Need for Speed Payback mette tanta carne al fuoco, ma tralascia dettagli di una certa importanza

Parlavamo all’inizio del lungo caricamento all’avvio del gioco. Nonostante questo non riesca a renderizzare subito tutti i dettagli estetici delle auto, il risultato finale è di grande impatto grafico, con Need for Speed Payback che segue i passi del predecessore e offre panorami convincenti e auto ben costruite, con dettagli grafici e riflessi degni di nota. Questo, unito alla differenza tra i vari panorami e alla possibilità di esplorare liberamente la mappa, porta la mente a Forza Horizon 3, grazie soprattutto alle gare su sterrato e alla presenza dei “catorci”, modelli di auto da riparare che potrebbero essere accostati ai “gioielli dimenticati” del titolo targato Playground Games.  Di fatto Need for Speed Payback, globalmente, sembra trarre parecchia ispirazione da questo gioco, forse troppa, tanto che varrebbe quasi la pena scegliere Forza Horizon 3, ben più ricco sotto ogni punto di vista.

Conclusioni

Se si prende Need for Speed Payback per il suo stile di guida, per la possibilità di passare tra ambienti molto diversi tra di loro e per la varietà di cose da fare, potrebbe anche essere un buon gioco.

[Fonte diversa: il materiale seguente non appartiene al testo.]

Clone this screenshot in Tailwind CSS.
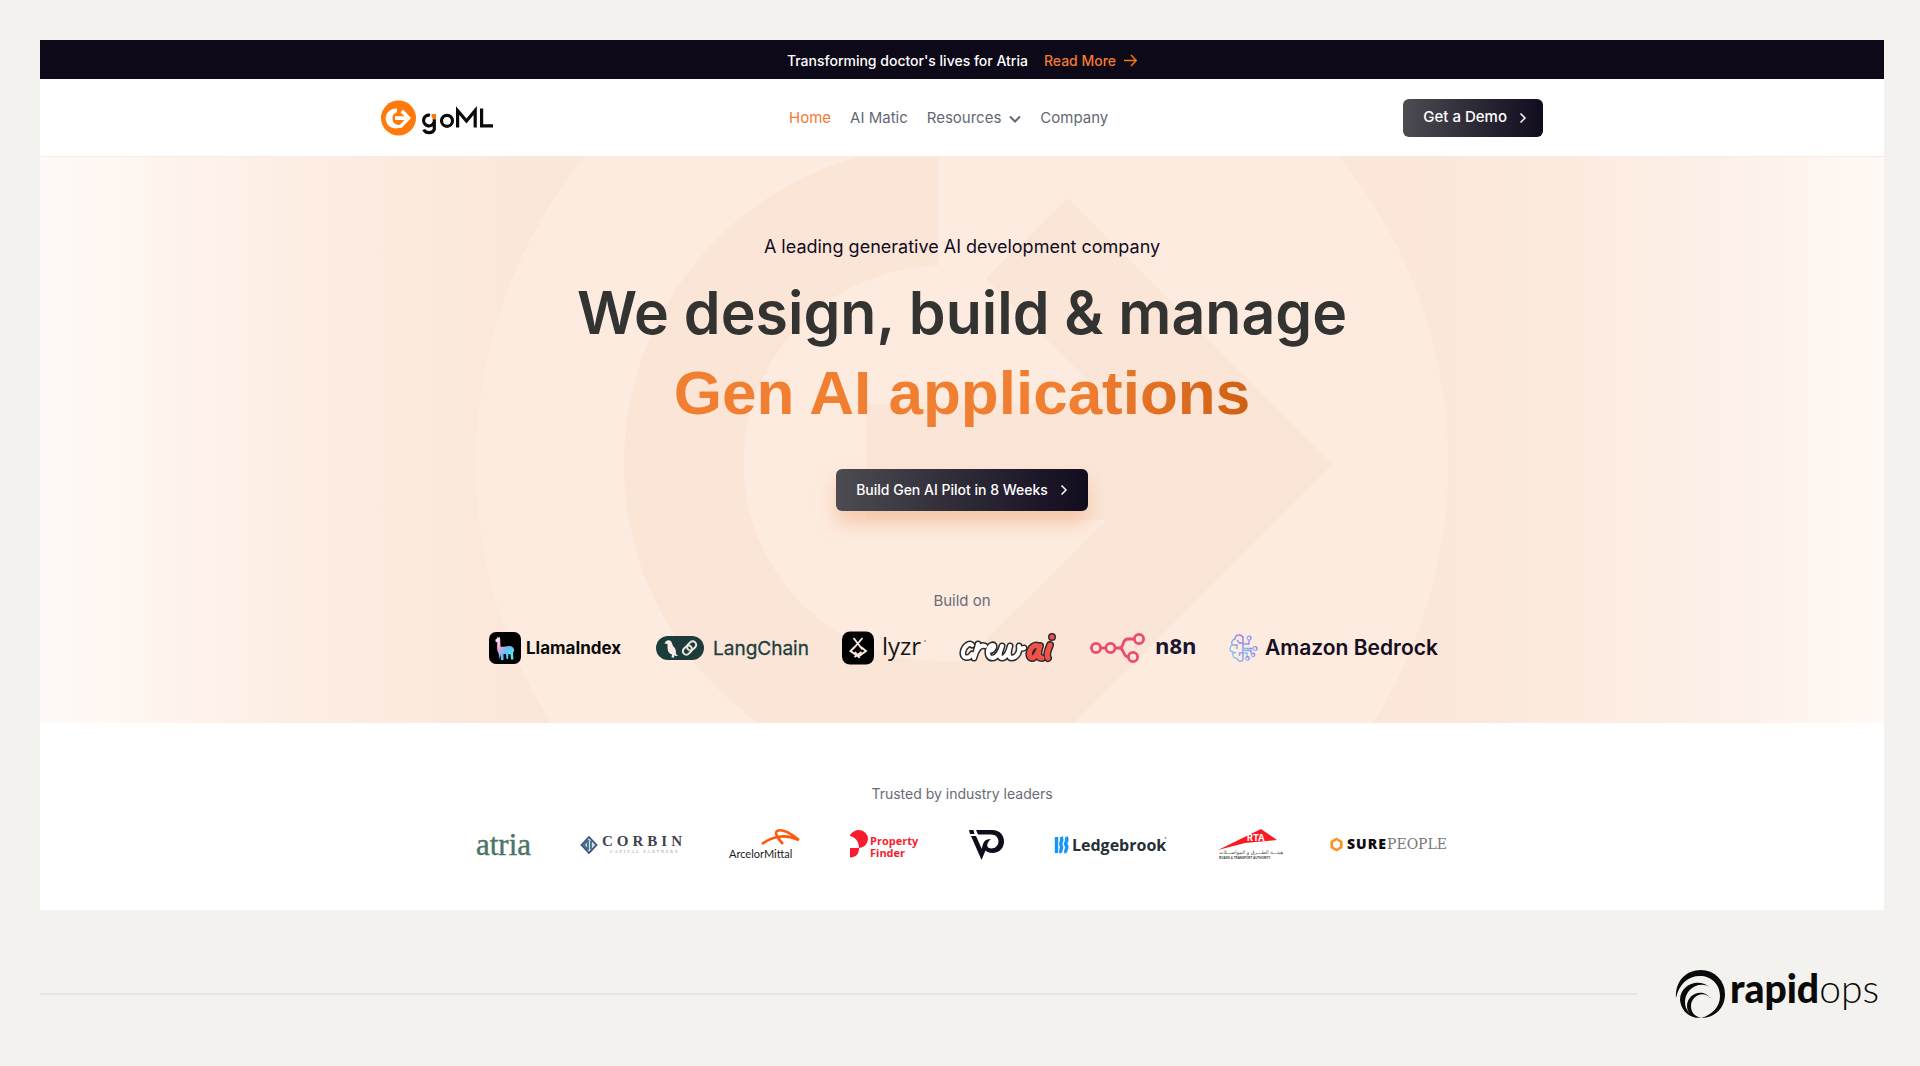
<!DOCTYPE html>
<html lang="en">
<head>
  <meta charset="UTF-8">
  <meta name="viewport" content="width=device-width, initial-scale=1.0">
  <title>goML - Gen AI applications</title>
  <script src="https://cdn.jsdelivr.net/npm/@tailwindcss/browser@4"></script>
</head>
<body class="min-h-screen bg-[#f3f2ee] pr-9 pl-10 pt-10 font-['Inter',sans-serif]">

  <div class="bg-white">
    <!-- Announcement -->
    <div class="flex h-[39px] items-center justify-center gap-4 bg-[#0d0918] pt-0.5 text-sm font-medium text-white">
      <span>Transforming doctor's lives for Atria</span>
      <a href="#" class="flex items-center gap-2 text-[#f27a31]">
        Read More
        <svg class="size-[13px]" viewBox="0 0 13 13" fill="none" stroke="#f7790e" stroke-width="1.5"><path d="M0 6.5h12M7 1l5.3 5.5L7 12" /></svg>
      </a>
    </div>

    <!-- Header -->
    <header class="border-b border-[#f3ece8]">
      <div class="mx-auto flex h-[77px] max-w-[1162px] items-center justify-between">
        <a href="#" aria-label="goML">
          <svg class="h-9 w-[113px]" viewBox="0 0 113 36">
            <circle cx="17.500" cy="18" r="17.500" fill="#ff7a0a" />
            <path d="M16 8.500A10 10 0 1 0 17.500 28H20.500L30 18L22 9.500L19.500 12.500L23.500 16.200H14V20H23.500L18.700 25H17.500A6.500 6.500 0 0 1 16 12.300Z" fill="#fff" />
            <g fill="none" stroke="#0a0a0a" stroke-width="3.200">
              <path d="M49 15.200A5.400 5.400 0 1 0 53 22.500M53.300 19V29.500A5.500 4.500 0 0 1 42.800 29.500" />
              <circle cx="66" cy="20.800" r="5.500" />
              <path d="M76.600 27.500V10.500L85.500 21L94.200 10.500V27.500M100.600 8.500V25.800H112" />
            </g>
            <path d="M50.500 14H55V19.500H52.500L50.500 17Z" fill="#ff7a0a" />
          </svg>
        </a>
        <nav class="flex items-center gap-[19px] pt-0.5 text-[15px] text-[#646872]">
          <a href="#" class="text-[#f27a31]">Home</a>
          <a href="#">AI Matic</a>
          <button type="button" class="flex items-center gap-2">
            Resources
            <svg class="h-3 w-3" viewBox="0 0 12 12" fill="none" stroke="currentColor" stroke-width="2"><path d="M1 3.500L6 8.500L11 3.500" /></svg>
          </button>
          <a href="#">Company</a>
        </nav>
        <button type="button" class="flex h-[38px] items-center gap-3 rounded-md bg-linear-to-r from-[#4d4c51] to-[#120c1f] pr-4 pl-5 text-[15px] font-medium text-white">
          Get a Demo
          <svg class="h-3 w-2" viewBox="0 0 8 12" fill="none" stroke="currentColor" stroke-width="1.500"><path d="M1.500 1.500L6 6L1.500 10.500" /></svg>
        </button>
      </div>
    </header>

    <!-- Hero -->
    <section class="relative overflow-hidden bg-[linear-gradient(90deg,#fffaf7_0%,#fef5ef_6%,#fdede3_14%,#fbe7da_26%,#fbe6d9_74%,#fdebe0_84%,#fcf0e8_91%,#fff9f5_100%)]">
      <svg class="absolute inset-0 size-full" viewBox="475 156 974 567" preserveAspectRatio="xMidYMid meet" overflow="visible">
        <circle cx="962" cy="463" r="487" fill="#fdebdf" />
        <path d="M938 145V265A198 198 0 0 0 944 661H964L1107 520H866V404H1112L986 278L1068 197L1333 464L1016 781H945A318 318 0 0 1 938 145Z" fill="#fae5d7" />
      </svg>

      <div class="relative flex flex-col items-center pt-[76px] pb-[58px]">
        <p class="text-lg leading-7 text-[#120c1f]">A leading generative AI development company</p>
        <h1 class="mt-3 text-center text-[59px] leading-[80px] font-semibold text-[#333332]">
          We design, build &amp; manage<br>
          <span class="bg-linear-to-r from-[#f07f31] from-70% to-[#cf5f12] bg-clip-text font-['Liberation_Sans',sans-serif] text-[62px] font-bold text-transparent">Gen AI applications</span>
        </h1>
        <button type="button" class="mt-9 flex h-[42px] items-center gap-3 rounded-md bg-linear-to-r from-[#4d4c51] to-[#120c1f] px-5 text-sm font-medium text-white shadow-[0_12px_18px_#f2b48c99]">
          Build Gen AI Pilot in 8 Weeks
          <svg class="h-3 w-2" viewBox="0 0 8 12" fill="none" stroke="currentColor" stroke-width="1.500"><path d="M1.500 1.500L6 6L1.500 10.500" /></svg>
        </button>

        <p class="mt-[78px] text-[15px] leading-6 text-[#6b6d78]">Build on</p>
        <div class="mt-[18px] flex items-center gap-8">
          <!-- LlamaIndex -->
          <svg class="h-[34px] w-[135px] overflow-visible" viewBox="0 0 135 34">
            <defs>
              <linearGradient id="llama" x1="0" y1="0" x2="1" y2="1">
                <stop offset="0.100" stop-color="#fbe3f4" /><stop offset="0.350" stop-color="#f3a0dc" /><stop offset="0.600" stop-color="#5cc4f5" /><stop offset="1" stop-color="#5ef0e4" />
              </linearGradient>
            </defs>
            <rect y="1" width="32" height="32" rx="7" fill="#000" />
            <path d="M6.500 8.500L8 7.500L8.500 5.500L9.700 7L10.500 5.500L11.200 8.500L11.500 15.500C14 16.500 18 14.500 21 15C24 15.500 25.500 17.500 25 20L24 22L24.500 28.500H22L21.500 23.500L19.500 23L19 28H17.500L17 23H14.500L14.500 29H12L12 23L10.700 28.500L9.500 22C7.500 19.500 8.300 14 8.300 11.500L6.500 10.500Z" fill="url(#llama)" />
            <text x="37" y="23" class="font-['Inter',sans-serif] text-[17px] font-bold" fill="#0a0a0a">LlamaIndex</text>
          </svg>

          <!-- LangChain -->
          <svg class="h-[34px] w-[154px] overflow-visible" viewBox="0 0 154 34">
            <rect y="5" width="48" height="24" rx="12" fill="#1c3c3c" />
            <path d="M8.500 12.500C9.500 9 14 8 15.500 11L17 15C20 17.500 20 20 20 23L22 25H19.500L18.500 24L18 26.500H15.500L16 23.500C12.500 22.500 11.500 19.500 11.500 16V13Z" fill="#f6ece5" />
            <g transform="rotate(-45 33.500 17)" fill="none" stroke="#e9e4dd" stroke-width="2">
              <rect x="25.500" y="13.500" width="10" height="7" rx="3.500" />
              <rect x="31.500" y="13.500" width="10" height="7" rx="3.500" />
            </g>
            <text x="57" y="24" class="font-['Inter',sans-serif] text-[19px]" fill="#1c4040" stroke="#1c4040" stroke-width="0.300">LangChain</text>
          </svg>

          <!-- lyzr -->
          <svg class="h-[34px] w-[84px] overflow-visible" viewBox="0 0 84 34">
            <rect y="0.500" width="32" height="33" rx="8" fill="#000" />
            <path d="M11.500 7L20.500 18.500M20.500 7L11.500 17.500M12.500 16L8.500 20L16.500 25.500L24 20L19 16M12.500 26L19.500 21M13 21L17.500 27" fill="none" stroke="#fbe9dd" stroke-width="1.900" />
            <text x="40" y="24" class="font-['Open_Sans',sans-serif] text-[24px]" fill="#181414">lyzr</text>
            <circle cx="83" cy="10" r="0.800" fill="#555" />
          </svg>

          <!-- crewAI -->
          <svg class="h-[34px] w-[100px] overflow-visible" viewBox="0 0 100 34">
            <g fill="none" stroke-linecap="round" stroke-linejoin="round">
              <path d="M14 14C12 11 6 15 5 21C4 28 11 28 14 23M20 13C19 18 17 23 16 27C18 19 22 13 27 15M31 20C36 20 38 13 34 14C29 15 28 27 34 27C39 27 43 20 44 15C42 20 40 27 44 27C48 27 51 20 52 15C50 21 50 27 54 27C60 26 62 20 61 15C61 17 63 18 66 17" stroke="#2c2c2c" stroke-width="7" />
              <path d="M80 15C73 12 68 26 74 27C78 27 81 19 82 15C80 21 79 27 84 27M92 14C90 19 88 24 90 27M94 6V6" stroke="#2c2c2c" stroke-width="8" />
              <path d="M14 14C12 11 6 15 5 21C4 28 11 28 14 23M20 13C19 18 17 23 16 27C18 19 22 13 27 15M31 20C36 20 38 13 34 14C29 15 28 27 34 27C39 27 43 20 44 15C42 20 40 27 44 27C48 27 51 20 52 15C50 21 50 27 54 27C60 26 62 20 61 15C61 17 63 18 66 17" stroke="#fff" stroke-width="4" />
              <path d="M80 15C73 12 68 26 74 27C78 27 81 19 82 15C80 21 79 27 84 27M92 14C90 19 88 24 90 27M94 6V6" stroke="#f0524a" stroke-width="5" />
            </g>
          </svg>

          <!-- n8n -->
          <svg class="h-[34px] w-[107px] overflow-visible" viewBox="0 0 107 34">
            <g fill="none" stroke="#ea4b71" stroke-width="2.800">
              <circle cx="6" cy="17" r="4.600" />
              <circle cx="20.500" cy="17" r="4.600" />
              <circle cx="49" cy="8" r="4.600" />
              <circle cx="43" cy="26" r="4.600" />
              <path d="M10.600 17H16M25 17H29C35 17 31 8 38 8H44.500M29 17C35 17 32 26 38.500 26" />
            </g>
            <text x="65" y="23" class="font-['Open_Sans',sans-serif] text-[22px] font-bold" fill="#1b1530">n8n</text>
          </svg>

          <!-- Amazon Bedrock -->
          <svg class="h-[34px] w-[207px] overflow-visible" viewBox="0 0 207 34">
            <defs>
              <linearGradient id="bedrock" x1="0" y1="1" x2="1" y2="0">
                <stop offset="0.100" stop-color="#8fd3f3" /><stop offset="0.500" stop-color="#88a6ee" /><stop offset="1" stop-color="#a06cf0" />
              </linearGradient>
            </defs>
            <g fill="none" stroke="url(#bedrock)" stroke-width="1.400">
              <path d="M14 6C11 2.500 6 4 6 8C2.500 9 2 12 3.500 14C0 16 0 20 3.500 21C3 26 6 27.500 8 27.500C9 31 13 31 14 28.500ZM14 12H10.500L8 9M3.500 14H8V18M14 22H10.500V25M3.500 21L7 22" />
              <path d="M14 13H20V9M14 17.500H24M14 22H18V26M14 19.500H22V22.500" />
              <circle cx="20" cy="7" r="1.900" />
              <circle cx="26" cy="17.500" r="1.900" />
              <circle cx="18.500" cy="27.500" r="1.700" />
              <circle cx="24" cy="24" r="1.700" />
            </g>
            <text x="36" y="24" class="font-['Inter',sans-serif] text-[21px] font-semibold" fill="#150e22">Amazon Bedrock</text>
          </svg>
        </div>
      </div>
    </section>

    <!-- Customers -->
    <section class="flex flex-col items-center pt-[59px] pb-12">
      <p class="text-sm leading-6 text-[#686b76]">Trusted by industry leaders</p>
      <div class="mt-[22px] flex items-center gap-12">
        <!-- atria -->
        <svg class="h-[34px] w-[57px] overflow-visible" viewBox="0 0 57 34">
          <text x="0" y="27" class="font-['Liberation_Serif',serif] text-[31px]" fill="#4a7565" stroke="#4a7565" stroke-width="0.400">atria</text>
        </svg>

        <!-- Corbin -->
        <svg class="h-[34px] w-[100px] overflow-visible" viewBox="0 0 100 34">
          <path d="M8 9L15.500 17L8 25L0.500 17Z" fill="#d3dbe8" stroke="#3d4b7d" stroke-width="1.800" />
          <path d="M7 12V22M7 12L3 17L7 22M10 12.500V21.500" fill="none" stroke="#3f6f8a" stroke-width="1.800" />
          <text x="21" y="18" class="font-['Liberation_Serif',serif] text-[15px] font-bold tracking-[4px]" fill="#3f4350">CORBIN</text>
          <text x="29" y="25" class="font-['Liberation_Serif',serif] text-[4px] tracking-[2px]" fill="#8b8e96">CAPITAL PARTNERS</text>
        </svg>

        <!-- ArcelorMittal -->
        <svg class="h-[34px] w-[72px] overflow-visible" viewBox="0 0 72 34">
          <path d="M33 16C42 9 56 5 70 12M54 16C50 12 45 5 48 3C53 0 63 6 70 12" fill="none" stroke="#ff5a0a" stroke-width="2.600" />
          <text x="0" y="30" class="font-['Lato',sans-serif] text-[11px]" fill="#1a1a1a">ArcelorMittal</text>
        </svg>

        <!-- Property Finder -->
        <svg class="h-[34px] w-[71px] overflow-visible" viewBox="0 0 71 34">
          <path d="M1 7C3 4 6 2 10 2A9 9 0 0 1 10 20C10 13 6 9 1 8Z" fill="#f91c2e" />
          <path d="M1 20H10C10 26 7 29.500 1 29.500Z" fill="#f91c2e" />
          <g class="font-['Open_Sans',sans-serif] text-[11px] font-bold" fill="#f91c2e">
            <text x="21" y="17">Property</text>
            <text x="21" y="29">Finder</text>
          </g>
        </svg>

        <!-- VP -->
        <svg class="h-[34px] w-[38px] overflow-visible" viewBox="0 0 38 34">
          <path d="M1 2H5.500L6.500 6H2ZM8 2H24C40 2 40 25 24 25C21 25 19 24 17.500 22.500L13.500 32L3 8H8L13.800 21C15 15 16 11 23 11C19 14 17 20 23 20.500C33 20.500 33 6.500 23 6.500H10Z" fill="#100c1c" />
        </svg>

        <!-- Ledgebrook -->
        <svg class="h-[34px] w-[113px] overflow-visible" viewBox="0 0 113 34">
          <path d="M2.500 9V25M7 9C9.500 13 5.500 15 7 17C9 20 5.500 22 7 25M12 9C15 13 10 15 12 17C15 20 10 22 12 25" fill="none" stroke="#1595f8" stroke-width="3.400" />
          <text x="18" y="23" class="font-['Open_Sans',sans-serif] text-[16px] font-bold" fill="#253036">Ledgebrook</text>
          <circle cx="111.500" cy="10" r="0.900" fill="#8a8f92" />
        </svg>

        <!-- RTA -->
        <svg class="h-[34px] w-[66px] overflow-visible" viewBox="0 0 66 34">
          <path d="M3 22L46 1L62 12L30 15Z" fill="#fb1a22" />
          <text x="32" y="13" class="font-['Inter',sans-serif] text-[9px] font-bold" fill="#fff">RTA</text>
          <text x="4" y="26" class="font-['DejaVu_Sans',sans-serif] text-[5px]" fill="#4c4c4c">هيئـــة الطـــرق و المواصـــلات</text>
          <text x="4" y="31" class="font-['Liberation_Sans',sans-serif] text-[3px] font-bold" fill="#3a3a3a">ROADS &amp; TRANSPORT AUTHORITY</text>
        </svg>

        <!-- SurePeople -->
        <svg class="h-[34px] w-[119px] overflow-visible" viewBox="0 0 119 34">
          <path d="M7.500 11L12.300 13.800V19.200L7.500 22L2.700 19.200V13.800Z" fill="none" stroke="#fb9322" stroke-width="2.600" />
          <text x="18" y="21" class="font-['Open_Sans',sans-serif] text-[14px] font-extrabold tracking-[1px]" fill="#0c0c0c">SURE</text>
          <text x="58" y="21" class="font-['DejaVu_Serif',serif] text-[14px]" fill="#777">PEOPLE</text>
        </svg>
      </div>
    </section>
  </div>

  <!-- Footer -->
  <footer class="flex items-center gap-10 pt-[59px] pb-10">
    <hr class="flex-1 border-t-2 border-[#e5e4e0]">
    <a href="#" aria-label="rapidops" class="block">
      <svg class="h-[50px] w-[207px] overflow-visible" viewBox="0 0 207 50">
        <g fill="#0a0a0a">
          <path d="M-1 29C-2 12 9 1 24 1A24 24 0 0 1 48 25C48 39 38 49 24 49C35 46 43 38 43 27C43 15 34 7 23 7C11 7 2 15 -1 29Z" />
          <path d="M34 19C24 11 8 19 8 33C8 41 13 46 21 49C9 48 3 38 3 30C4 15 22 8 34 19Z" />
          <path d="M34 30C26 20 14 28 14 37C14 44 18 47 24 49C15 49 10 44 10 37C10 25 26 18 34 30Z" />
        </g>
        <text x="53" y="34" class="font-['Lato',sans-serif] text-[39px]" fill="#0a0a0a"><tspan class="font-black">rapid</tspan><tspan class="font-light">ops</tspan></text>
      </svg>
    </a>
  </footer>

</body>
</html>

Il problema è quella rete che cerca di fare da collante: una storia non memorabile e con personaggi alquanto discutibili, un sistema di progressione pesante, basato sulla ripetizione degli eventi e su modifiche prestazionali governate dal caso. Non risulta difficile dunque dire che Need for Speed Payback sia un netto passo indietro rispetto al capitolo precedente e che la bussola sia ancora rotta.

La fiducia in Electronic Arts rimane comunque, in attesa che Need for Speed torni ad essere un titolo di tutto rispetto nel panorama dei racing arcade adrenalinici. Per ora, di sicuro, non lo è.